Calls for public oversight of the Hopkins police are also not new. In February 2024, the JHU Krieger School Faculty Senate urged the City Council to hold a hearing on the private police force.

“You can vote out the mayor… but community members don’t have any recourse. You can’t vote out the president of the university,” Roos said. As chair of the Faculty Senate’s police committee, Roos noted that faculty have no mechanisms to hold the Hopkins police accountable.

Guillemard stressed the threat to international students, pointing out that 37 international student visas were recently revoked by the Trump administration. “Criminalizing dissent puts the international community at risk,” she said. Guillemard warned that Hopkins’ inaction amid federal targeting of universities signals how a private police force could be turned against students and faculty.

“It’s extremely worrisome that our institution is not standing up for students,” Guillemard said. “Going any further with the police department on campus would mean that at some point it would turn against the students.”

Five neighborhood associations — Abell, Harwood, Charles Village, Waverly, and CARE — are also part of a growing push to stop JHPD’s expansion and subject it to real public oversight.

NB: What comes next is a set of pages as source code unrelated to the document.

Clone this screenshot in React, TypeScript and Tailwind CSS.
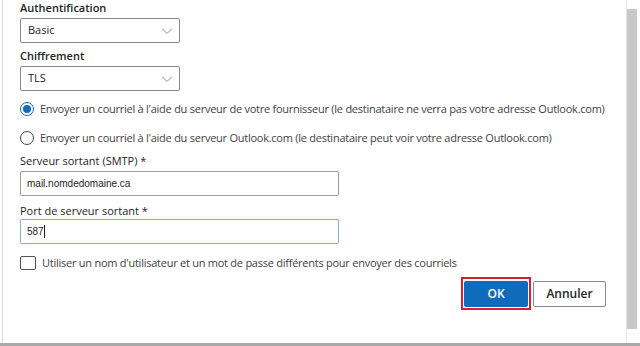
import React from 'react';

const font = { fontFamily: '"Open Sans", "Noto Sans", sans-serif' };

const Chevron: React.FC = () => (
  <svg width="12" height="8" viewBox="0 0 12 8" className="text-[#8a8a8a]">
    <path d="M1 1.5l5 5 5-5" fill="none" stroke="currentColor" strokeWidth="1" />
  </svg>
);

const Label: React.FC<{ children: React.ReactNode; className?: string }> = ({ children, className = '' }) => (
  <div className={`h-[16px] leading-[16px] text-[11px] text-[#242424] ${className}`}>{children}</div>
);

const Dropdown: React.FC<{ value: string }> = ({ value }) => (
  <div className="w-[160px] h-[25px] border border-[#8a8a8a] rounded-[2px] flex items-center justify-between pl-[7px] pr-[6px]">
    <span className="text-[11px] text-[#242424]">{value}</span>
    <Chevron />
  </div>
);

const Radio: React.FC<{ checked?: boolean; children: React.ReactNode; className?: string }> = ({ checked = false, children, className = '' }) => (
  <div className={`h-[16px] flex items-center gap-[6px] ${className}`}>
    <span className={`w-[14px] h-[14px] rounded-full border flex items-center justify-center ${checked ? 'border-[#0f6cbd]' : 'border-[#444]'}`}>
      {checked && <span className="w-[8px] h-[8px] rounded-full bg-[#0f6cbd]" />}
    </span>
    <span className="text-[11px] text-[#424242] tracking-[-0.25px]">{children}</span>
  </div>
);

const TextInput: React.FC<{ value: string; focused?: boolean; caret?: boolean }> = ({ value, focused = false, caret = false }) => (
  <div className={`w-[319px] h-[25px] border rounded-[2px] flex items-center pl-[6px] ${focused ? 'border-[#7fb6bf]' : 'border-[#9a9a9a]'}`}>
    <span className="text-[10px] text-[#242424]" style={{ fontFamily: '"Liberation Sans", Arial, sans-serif' }}>{value}</span>
    {caret && <span className="w-px h-[13px] bg-[#242424]" />}
  </div>
);

export default function App() {
  return (
    <div className="w-[640px] h-[346px] bg-white flex flex-col overflow-hidden" style={font}>
      <div className="flex-1 flex border-l border-[#dcdcdc] ml-[2px]">
        <div className="flex-1 pl-[17px] flex flex-col">
          <Label className="font-semibold">Authentification</Label>
          <div className="mt-[2px]"><Dropdown value="Basic" /></div>
          <Label className="font-semibold mt-[5px]">Chiffrement</Label>
          <div className="mt-[2px]"><Dropdown value="TLS" /></div>
          <Radio checked className="mt-[10px]">
            Envoyer un courriel à l'aide du serveur de votre fournisseur (le destinataire ne verra pas votre adresse Outlook.com)
          </Radio>
          <Radio className="mt-[13px]">
            Envoyer un courriel à l'aide du serveur Outlook.com (le destinataire peut voir votre adresse Outlook.com)
          </Radio>
          <Label className="mt-[7px]">Serveur sortant (SMTP) *</Label>
          <div className="mt-[2px]"><TextInput value="mail.nomdedomaine.ca" /></div>
          <Label className="mt-[7px]">Port de serveur sortant *</Label>
          <div className="mt-[0px]"><TextInput value="587" focused caret /></div>
          <div className="mt-[11px] h-[16px] flex items-center gap-[6px]">
            <span className="w-[16px] h-[14px] border border-[#555] rounded-[2px]" />
            <span className="text-[11px] text-[#424242] tracking-[-0.25px]">
              Utiliser un nom d'utilisateur et un mot de passe différents pour envoyer des courriels
            </span>
          </div>
          <div className="mt-[6px] flex justify-end items-center gap-[2px] pr-[20px]">
            <div className="border-2 border-[#d7202a] p-px">
              <button className="w-[64px] h-[26px] bg-[#0f6cbd] rounded-[2px] text-white text-[12px] font-semibold">OK</button>
            </div>
            <button className="w-[73px] h-[26px] bg-white border border-[#8a8a8a] rounded-[2px] text-[#242424] text-[12px] font-semibold">Annuler</button>
          </div>
        </div>
        <div className="w-[14px] flex flex-col pt-[9px] pb-[14px] border-l border-[#e6e6e6]">
          <div className="flex-1 w-[10px] bg-[#c8c8c8]" />
        </div>
      </div>
      <div className="h-[3px] bg-[#a9a9a9]" />
    </div>
  );
}
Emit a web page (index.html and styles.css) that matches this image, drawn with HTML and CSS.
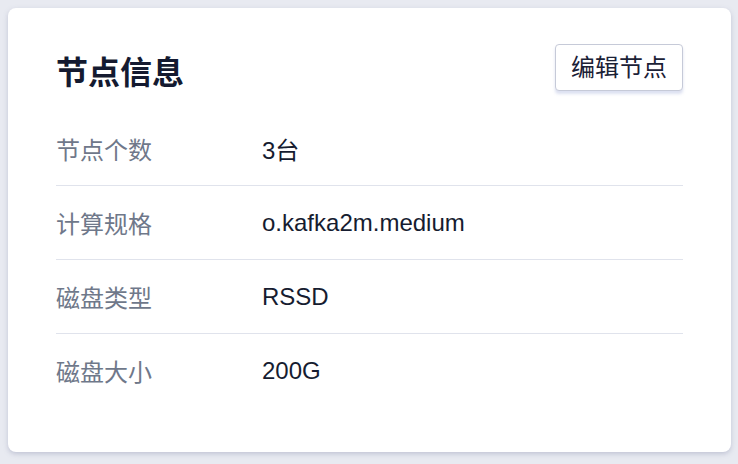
FILE: index.html
```html
<!DOCTYPE html>
<html lang="zh">
<head>
<meta charset="utf-8">
<title>节点信息</title>
<link rel="stylesheet" href="styles.css">
</head>
<body>
<section class="card">
  <header class="card-header">
    <h2 class="card-title">节点信息</h2>
    <button class="btn" type="button">编辑节点</button>
  </header>
  <dl class="info-list">
    <div class="info-row"><dt>节点个数</dt><dd>3台</dd></div>
    <div class="info-row"><dt>计算规格</dt><dd>o.kafka2m.medium</dd></div>
    <div class="info-row"><dt>磁盘类型</dt><dd>RSSD</dd></div>
    <div class="info-row"><dt>磁盘大小</dt><dd>200G</dd></div>
  </dl>
</section>
</body>
</html>
```

FILE: styles.css
```css
html, body {
  margin: 0;
  padding: 0;
}
body {
  background: #e8eaf1;
  font-family: "Liberation Sans", "Noto Sans CJK SC", sans-serif;
  padding: 8px 7px 12px 8px;
  box-sizing: border-box;
  height: 464px;
}
.card {
  background: #ffffff;
  border-radius: 8px;
  box-shadow: 0 2px 5px rgba(120, 126, 160, 0.35);
  padding: 36px 48px 45px 48px;
  height: 444px;
  box-sizing: border-box;
}
.card-header {
  display: flex;
  justify-content: space-between;
  align-items: flex-start;
}
.card-title {
  margin: 9px 0 0 0;
  font-size: 32px;
  line-height: 40px;
  font-weight: 700;
  color: #141a30;
}
.btn {
  font-family: inherit;
  font-size: 24px;
  line-height: 33px;
  height: 47px;
  padding: 0 15px;
  background: #ffffff;
  color: #1b2136;
  border: 1px solid #c6cad8;
  border-radius: 4px;
  box-shadow: 0 3px 3px rgba(120, 135, 200, 0.25);
  cursor: pointer;
}
.info-list {
  margin: 19px 0 0 0;
  padding: 0;
}
.info-row {
  display: flex;
  align-items: center;
  height: 73px;
  border-bottom: 1px solid #e0e3ec;
}
.info-row:last-child {
  border-bottom: none;
}
.info-row dt {
  width: 206px;
  flex: none;
  font-size: 24px;
  color: #6f788a;
}
.info-row dd {
  margin: 0;
  font-size: 24px;
  color: #161c30;
}
```
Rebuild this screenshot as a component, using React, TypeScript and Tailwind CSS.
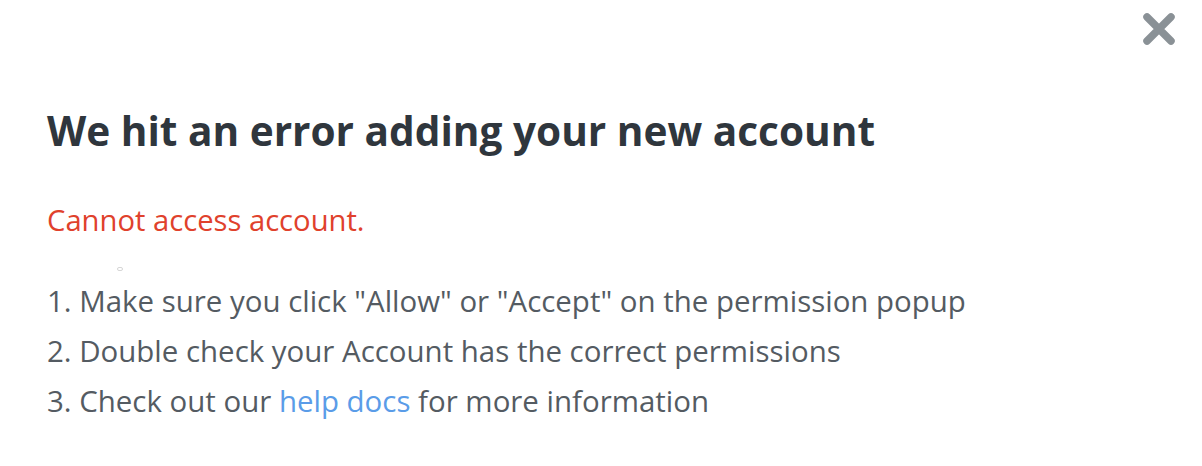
export default function App() {
  return (
    <div className="relative w-[1202px] h-[466px] bg-white overflow-hidden" style={{ fontFamily: '"Open Sans", sans-serif' }}>
      <button className="absolute right-[26px] top-[12px] w-[34px] h-[34px] flex items-center justify-center">
        <svg width="34" height="34" viewBox="0 0 34 34">
          <path d="M5 5 L29 29 M29 5 L5 29" stroke="#8a9196" strokeWidth="7.5" strokeLinecap="round" />
        </svg>
      </button>
      <div className="pl-[47px] pt-[106px] flex flex-col">
        <h1 className="text-[40.6px] font-bold text-[#2f363d] leading-[50px]">We hit an error adding your new account</h1>
        <p className="mt-[46px] text-[29.2px] text-[#e0412c] leading-[36px]">Cannot access account.</p>
        <div className="relative h-[38px]">
          <span className="absolute left-[70px] top-[29px] w-[6px] h-[4px] rounded-full border border-[#d6d6d6]" />
        </div>
        <ol className="text-[29.45px] text-[#545b62] leading-[50px]">
          <li>1. Make sure you click "Allow" or "Accept" on the permission popup</li>
          <li>2. Double check your Account has the correct permissions</li>
          <li>3. Check out our <a className="text-[#5a9ce8]">help docs</a> for more information</li>
        </ol>
      </div>
    </div>
  );
}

Activists are seeking support from at least five City Councilmembers to compel a hearing. So far, only Councilmembers Odette Ramos and Jermaine Jones have voiced their support, their offices confirmed with Baltimore Beat.

Activists also challenged the broader notion that policing makes communities safer.

Chamness stressed that true public safety requires investing in housing, healthcare, education, and addressing systemic poverty — not expanding police forces.

“We see public safety as holistic,” Chamness said. “It means investing in communities, not criminalizing them.”

Correction: The Johns Hopkins University Police Department Memorandum of Understanding signed with the state of Maryland was signed in 2022. A previous version of this story said it was signed in 2019.